Eine solche Schaltung soll dem über Headphones Hörenden soweit wie möglich einen ähnlichen räumlichen Höreindruck verschaffen, wie er ihn über Lautsprecher hätte. Grund ist das beim Kopfhörer-Hören naturgemässe Fehlen eines Übersprechens des linken Kanals ins rechte Ohr und umgekehrt. Dieses über Lautsprecher selbstverständliche und für den räumlichen Eindruck unentbehrliche Phänomen wird nachgestellt, wobei die Wirkung des „Crossfeed“ sich insbesondere in zeitlicher Dimension und nach der Pegelstärke des Übersprechens steuern lässt.
Beide Parameter ergeben sich aus der realen Situation des Kopfes: Vom Hörer aus gesehen nicht-mittig entstandener Schall erreicht das entferntere Ohr zum einen später als das andere Ohr, zum anderen auch schwächer infolge der (grösseren) Dämpfungs- und Brechungswirkung des im Schallweg zu diesem Ohr befindlichen Kopfes bzw. Kopfteiles.
Die genannten zwei Aspekte des „Crossfeed“ finden sich in den Frontschaltern des Mini wieder. Hat man die Matrix-Funktion mit dem entsprechenden, links vom Potentiometer befindlichen Schalter aktiviert, werden die drei rechtsseitigen Schalter relevant:
„Crossfeed“ regelt dreistufig die erwähnte Pegel- und „Angle“ (ebenfalls dreistufig) die Zeitdifferenz. Letztere bestimmt in besonderem Masse den Eindruck der Breite der fiktiven Lautsprecheraufstellung, woraus sich die Stufung nach Winkel-Werten erklärt, die jeweils dem Winkel zwischen Hörer und einem Lautsprecher korrespondieren. Die 30°-Stellung verweist somit auf eine Lautsprecheraufstellung in einem gleichseitigen Dreieck mit dem Hörer (also mit drei 60°-Winkeln).
Da die Crossfeed-Matrix infolge des Übersprechens die Stereomitte stark aufwertet, findet sich ein dritter Schalter, mit dem bei Bedarf die Mitte etwas im Pegel zurückgenommen werden kann, falls dies bessere Einordnung ins Gesamtklangbild erbringt.
Wer Erfahrungen mit konkurrierenden Hardware-Crossfeed-Schaltungen (insbesondere älterer Bauart) besitzt, mag vielleicht mit gedämpften Erwartungen an die Wirksamkeit einer solchen Matrix herangehen.

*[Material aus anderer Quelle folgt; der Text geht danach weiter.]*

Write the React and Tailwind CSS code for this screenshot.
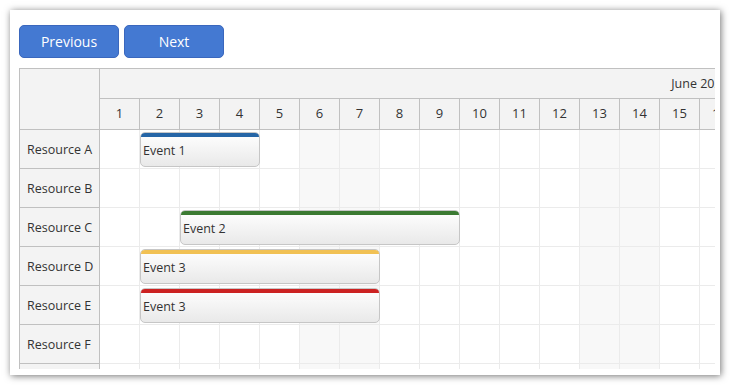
import React from "react";

const days = Array.from({ length: 30 }, (_, i) => i + 1);
const weekend = new Set([6, 7, 13, 14, 20, 21, 27, 28]);
const resources = ["Resource A", "Resource B", "Resource C", "Resource D", "Resource E", "Resource F", "Resource G"];
const events = [
  { row: 0, start: 2, end: 4, text: "Event 1", bar: "bg-[#2565a6]" },
  { row: 2, start: 3, end: 9, text: "Event 2", bar: "bg-[#3b7a32]" },
  { row: 3, start: 2, end: 7, text: "Event 3", bar: "bg-[#f1c154]" },
  { row: 4, start: 2, end: 7, text: "Event 3", bar: "bg-[#cc2222]" },
];

export default function App() {
  const font = { fontFamily: '"Open Sans", "Noto Sans", sans-serif' };
  return (
    <div className="w-[730px] h-[385px] bg-white pt-[10px] pl-[10px]" style={font}>
      <div className="w-[710px] h-[365px] bg-white shadow-[1px_1px_7px_rgba(0,0,0,0.55)] pt-[15px] pl-[9px]">
        <div className="flex gap-[5px] mb-[10px]">
          <button className="w-[100px] h-[33px] rounded-[5px] bg-[#4479d2] border border-[#3a67bd] text-white text-[14px]">Previous</button>
          <button className="w-[100px] h-[33px] rounded-[5px] bg-[#4479d2] border border-[#3a67bd] text-white text-[14px]">Next</button>
        </div>
        <div className="flex w-[696px] h-[301px] border-l border-t border-[#c0c0c0] overflow-hidden text-[#333] text-[12.5px]">
          <div className="w-[80px] shrink-0 border-r border-[#c0c0c0] bg-[#f3f3f3]">
            <div className="h-[61px] border-b border-[#c0c0c0]" />
            {resources.map((r) => (
              <div key={r} className="h-[39px] border-b border-[#c0c0c0] flex items-center pl-[7px] pt-[3px]">
                {r}
              </div>
            ))}
          </div>
          <div className="relative flex-1 overflow-hidden">
            <div className="w-[1200px] relative">
              <div className="h-[30px] border-b border-[#c0c0c0] bg-[#f3f3f3] flex items-center justify-center pt-[2px]">
                June 2020
              </div>
              <div className="h-[31px] border-b border-[#c0c0c0] bg-[#f3f3f3] flex">
                {days.map((d) => (
                  <div key={d} className="w-[40px] shrink-0 border-r border-[#c0c0c0] flex items-center justify-center text-[13px]">
                    {d}
                  </div>
                ))}
              </div>
              {resources.map((r) => (
                <div key={r} className="h-[39px] flex">
                  {days.map((d) => (
                    <div
                      key={d}
                      className={
                        "w-[40px] shrink-0 border-r border-b border-[#ebebeb] " +
                        (weekend.has(d) ? "bg-[#f8f8f8]" : "bg-white")
                      }
                    />
                  ))}
                </div>
              ))}
              {events.map((e, i) => (
                <div
                  key={i}
                  className="absolute h-[35px] rounded-[5px] border border-[#c6c6c6] bg-gradient-to-b from-white to-[#e9e9e9] overflow-hidden"
                  style={{ top: 61 + e.row * 39 + 2, left: (e.start - 1) * 40, width: (e.end - e.start + 1) * 40 }}
                >
                  <div className={"h-[4px] " + e.bar} />
                  <div className="pl-[2px] leading-[28px]">{e.text}</div>
                </div>
              ))}
            </div>
          </div>
        </div>
      </div>
    </div>
  );
}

Umso positiver wird dann die Überraschung sein, im Mini eine fein und dennoch mit klar hörbaren Stufungen differenzierbare Schaltung zu finden, die angenehm klingt und bereits in jeder Einstellung hochwirksam ist; und deren obere Stärkegrade ein Potential bereitstellen, das das Gros der Hörer vielleicht gar nicht benötigt, das aber quasi beruhigende Reserve beinhaltet, um die volle Breite der Hörgeschmäcker sowie der verschiedensten Kopfhörer-Typen abzudecken.
Wieviel die Matrix des Mini tatsächlich leistet, um das Klangbild aus der unnatürlichen Position im Kopf oder an dessen Aussenseiten herauszulösen und virtuell nach vorn vor den Hörer zu bringen, dessen kann man sich jederzeit —und oft wieder staunend— durch Rückschalten in den Off-Modus vergewissern.
In dieser Leistungsfähigkeit vermag die Matrix sogar mit einer guten Crossfeed-Software-Implementation (z.B. als VST-Plugin) gleichzuziehen. Wer mit solcher Software zu arbeiten gewohnt ist, wird den Mini also doppelt schätzen in Fällen, in denen ein Computer nicht zur Verfügung steht, aber verlässliches Monitoring notwendig ist und dieses ausschliesslich oder zumindest auch per Kopfhörer erfolgen soll.
Fazit: Eindeutige Empfehlung für den Mini, und angesichts dessen moderaten Preises erst recht!